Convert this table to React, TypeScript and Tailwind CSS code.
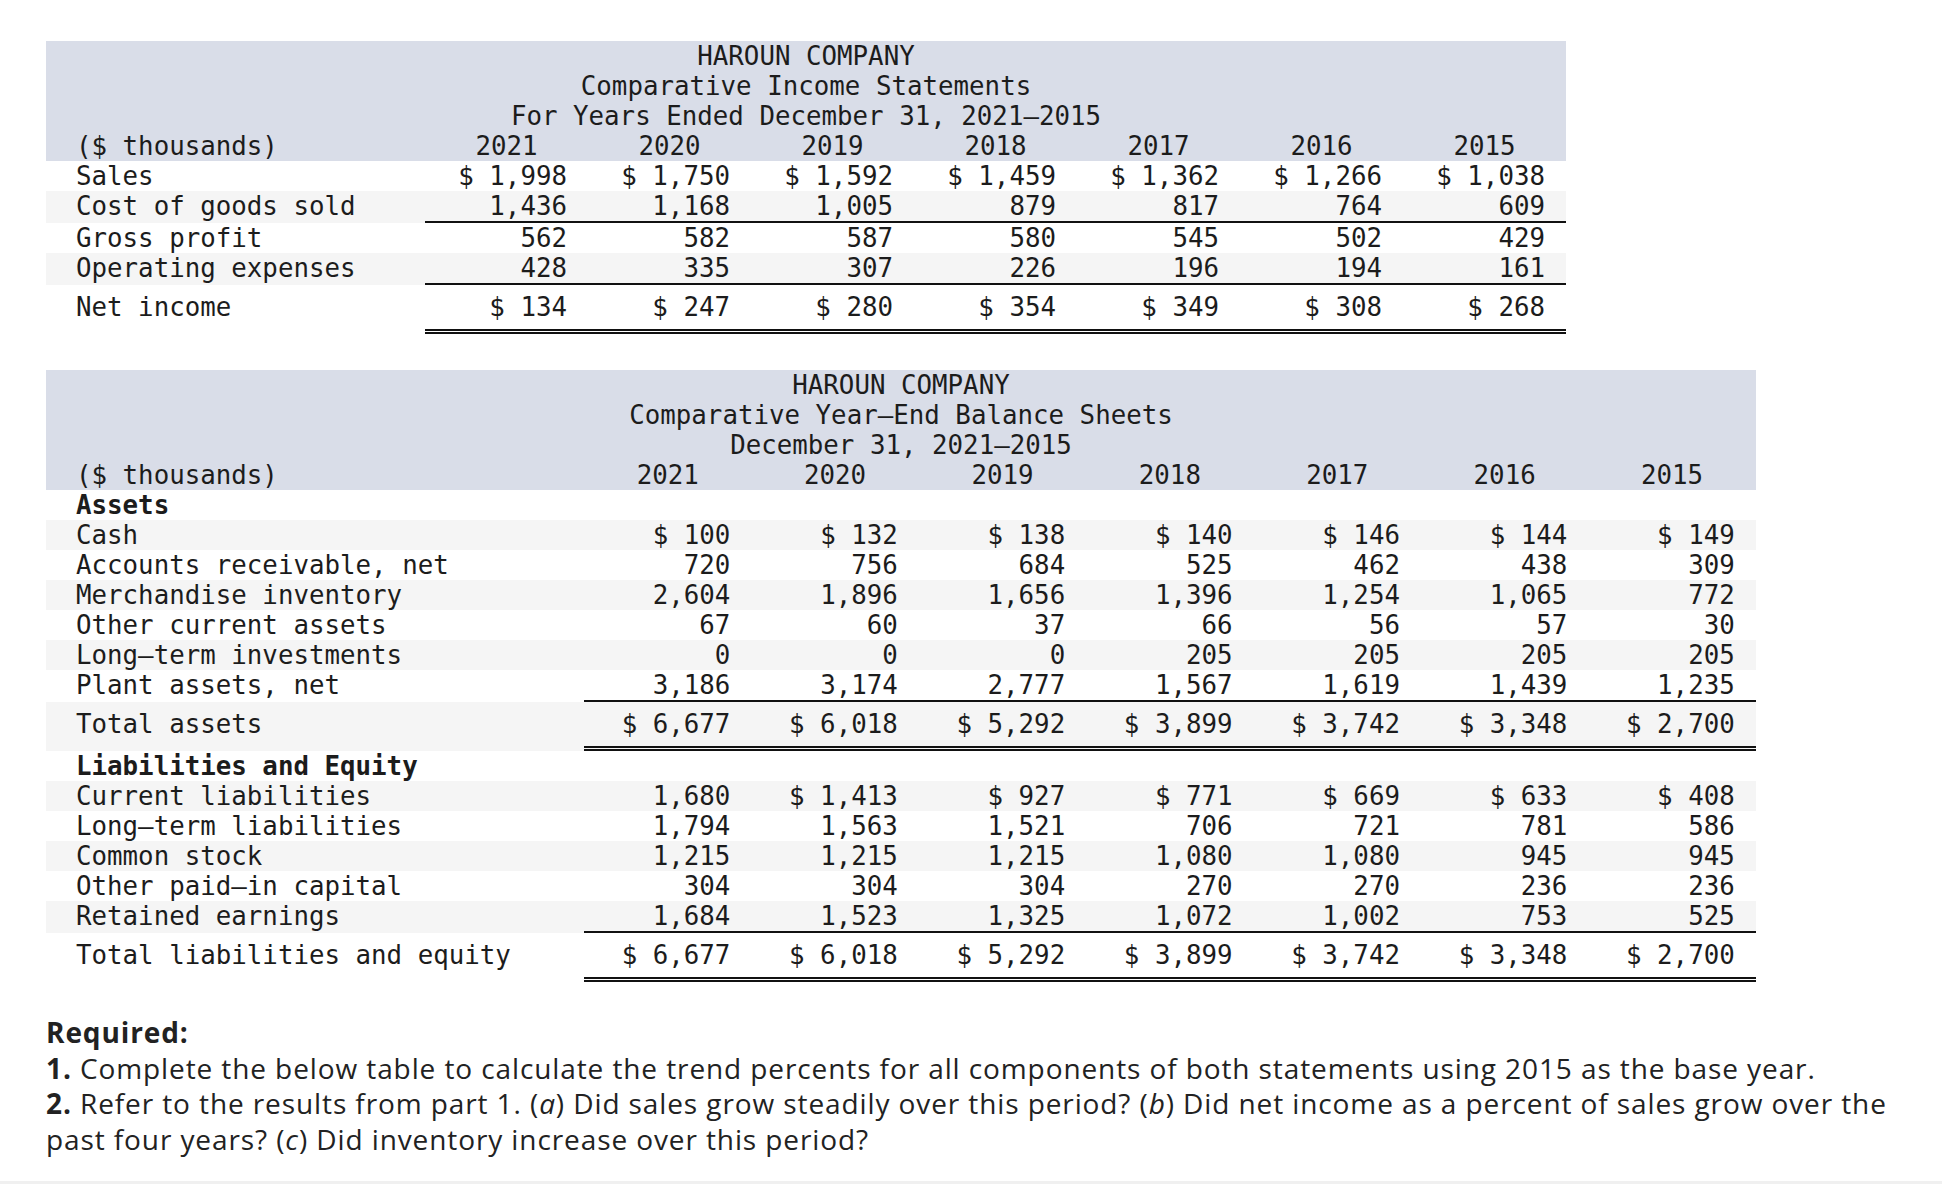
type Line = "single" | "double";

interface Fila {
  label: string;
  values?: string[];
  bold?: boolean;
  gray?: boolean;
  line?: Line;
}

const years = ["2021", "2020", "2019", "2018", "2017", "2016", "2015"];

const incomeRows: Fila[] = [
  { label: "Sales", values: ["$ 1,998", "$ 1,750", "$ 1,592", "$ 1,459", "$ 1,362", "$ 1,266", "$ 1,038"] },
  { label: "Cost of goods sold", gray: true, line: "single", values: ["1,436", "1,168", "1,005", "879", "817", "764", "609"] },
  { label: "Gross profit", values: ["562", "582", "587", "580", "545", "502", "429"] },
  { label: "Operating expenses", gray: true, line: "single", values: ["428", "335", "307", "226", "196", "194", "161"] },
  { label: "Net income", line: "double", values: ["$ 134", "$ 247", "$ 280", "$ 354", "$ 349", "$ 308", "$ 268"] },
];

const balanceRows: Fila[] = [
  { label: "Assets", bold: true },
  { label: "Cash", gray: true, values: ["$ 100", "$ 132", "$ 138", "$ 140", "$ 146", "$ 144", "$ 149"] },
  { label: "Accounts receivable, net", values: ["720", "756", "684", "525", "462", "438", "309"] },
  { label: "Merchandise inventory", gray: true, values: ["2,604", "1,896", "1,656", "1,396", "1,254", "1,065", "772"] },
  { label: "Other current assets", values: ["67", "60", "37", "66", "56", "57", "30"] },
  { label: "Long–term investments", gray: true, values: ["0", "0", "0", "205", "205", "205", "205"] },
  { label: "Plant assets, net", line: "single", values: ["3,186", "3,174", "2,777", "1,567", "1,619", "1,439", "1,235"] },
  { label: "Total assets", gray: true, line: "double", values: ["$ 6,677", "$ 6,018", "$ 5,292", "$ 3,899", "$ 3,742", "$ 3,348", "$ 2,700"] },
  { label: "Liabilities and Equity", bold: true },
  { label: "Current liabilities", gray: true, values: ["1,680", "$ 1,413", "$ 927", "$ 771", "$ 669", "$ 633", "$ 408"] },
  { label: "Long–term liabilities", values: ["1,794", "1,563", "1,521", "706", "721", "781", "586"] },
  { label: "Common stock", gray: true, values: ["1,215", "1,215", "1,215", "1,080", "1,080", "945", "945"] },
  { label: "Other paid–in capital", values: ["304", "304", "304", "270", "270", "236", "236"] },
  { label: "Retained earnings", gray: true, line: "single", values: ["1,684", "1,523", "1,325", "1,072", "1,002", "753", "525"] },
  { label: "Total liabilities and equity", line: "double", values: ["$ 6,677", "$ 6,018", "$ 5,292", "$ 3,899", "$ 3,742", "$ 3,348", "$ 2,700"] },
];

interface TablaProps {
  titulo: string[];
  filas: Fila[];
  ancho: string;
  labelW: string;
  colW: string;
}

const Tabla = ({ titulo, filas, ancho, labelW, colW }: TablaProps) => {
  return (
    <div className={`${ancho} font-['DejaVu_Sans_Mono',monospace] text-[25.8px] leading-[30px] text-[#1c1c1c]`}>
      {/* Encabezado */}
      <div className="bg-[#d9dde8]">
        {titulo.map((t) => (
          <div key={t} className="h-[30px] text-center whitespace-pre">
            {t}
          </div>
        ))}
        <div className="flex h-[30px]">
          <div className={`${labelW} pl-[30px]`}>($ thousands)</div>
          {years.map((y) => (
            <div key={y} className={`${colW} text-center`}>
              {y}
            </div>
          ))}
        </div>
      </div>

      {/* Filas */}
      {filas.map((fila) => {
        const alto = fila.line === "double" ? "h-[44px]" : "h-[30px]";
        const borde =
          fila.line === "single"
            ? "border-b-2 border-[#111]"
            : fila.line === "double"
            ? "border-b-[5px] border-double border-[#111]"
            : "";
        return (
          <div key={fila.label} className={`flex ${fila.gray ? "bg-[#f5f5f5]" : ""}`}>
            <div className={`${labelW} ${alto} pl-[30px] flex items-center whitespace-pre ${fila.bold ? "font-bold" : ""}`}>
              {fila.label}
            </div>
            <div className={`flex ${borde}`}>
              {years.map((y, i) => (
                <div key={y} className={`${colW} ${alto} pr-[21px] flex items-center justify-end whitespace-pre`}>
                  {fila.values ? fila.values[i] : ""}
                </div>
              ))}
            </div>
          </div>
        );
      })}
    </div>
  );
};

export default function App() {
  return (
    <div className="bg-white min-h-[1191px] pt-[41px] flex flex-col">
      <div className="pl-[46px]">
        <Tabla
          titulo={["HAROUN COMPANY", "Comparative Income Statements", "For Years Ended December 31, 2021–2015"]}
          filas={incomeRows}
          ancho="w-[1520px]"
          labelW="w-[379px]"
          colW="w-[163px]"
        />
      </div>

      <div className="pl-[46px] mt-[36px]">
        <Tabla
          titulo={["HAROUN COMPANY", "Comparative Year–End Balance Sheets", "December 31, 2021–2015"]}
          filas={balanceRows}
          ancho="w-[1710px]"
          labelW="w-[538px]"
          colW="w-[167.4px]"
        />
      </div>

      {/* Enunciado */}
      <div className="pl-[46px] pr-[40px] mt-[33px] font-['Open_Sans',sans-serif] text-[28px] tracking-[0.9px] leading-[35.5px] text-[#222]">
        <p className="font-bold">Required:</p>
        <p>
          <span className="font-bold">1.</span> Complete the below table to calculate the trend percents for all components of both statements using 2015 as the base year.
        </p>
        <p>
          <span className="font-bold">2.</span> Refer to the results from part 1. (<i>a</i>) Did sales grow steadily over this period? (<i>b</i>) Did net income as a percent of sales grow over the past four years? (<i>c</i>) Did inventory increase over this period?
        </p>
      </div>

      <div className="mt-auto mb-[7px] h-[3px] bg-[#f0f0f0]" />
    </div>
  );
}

...

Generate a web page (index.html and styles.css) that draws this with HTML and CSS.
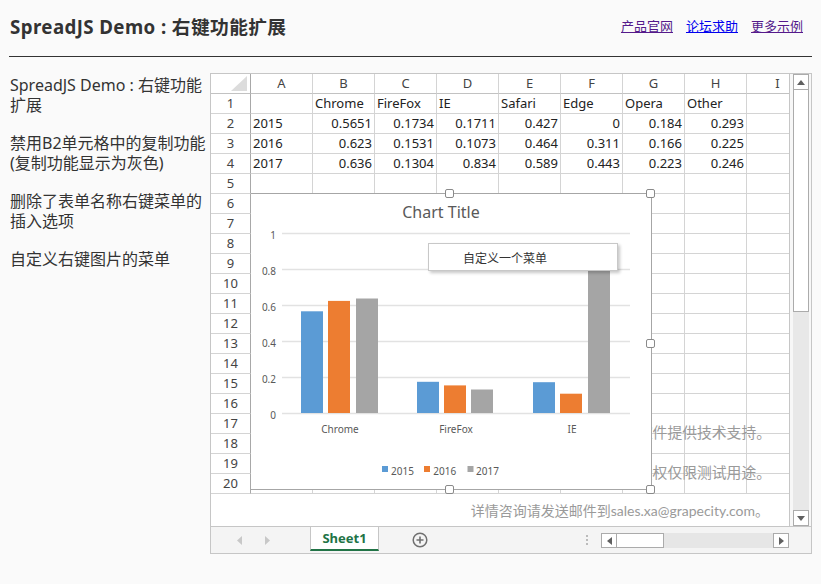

--

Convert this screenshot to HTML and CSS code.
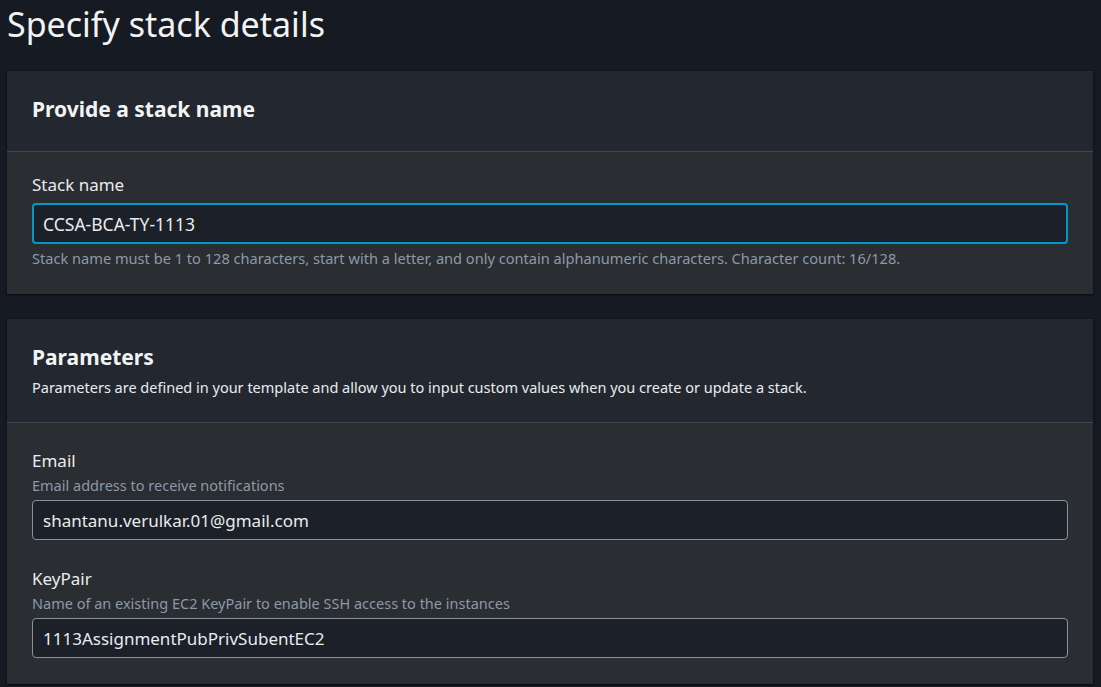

■ **Challenge**
State how many lines of the listing above hold the word "table", with nothing but the number.

■ **Answer to this problem**
2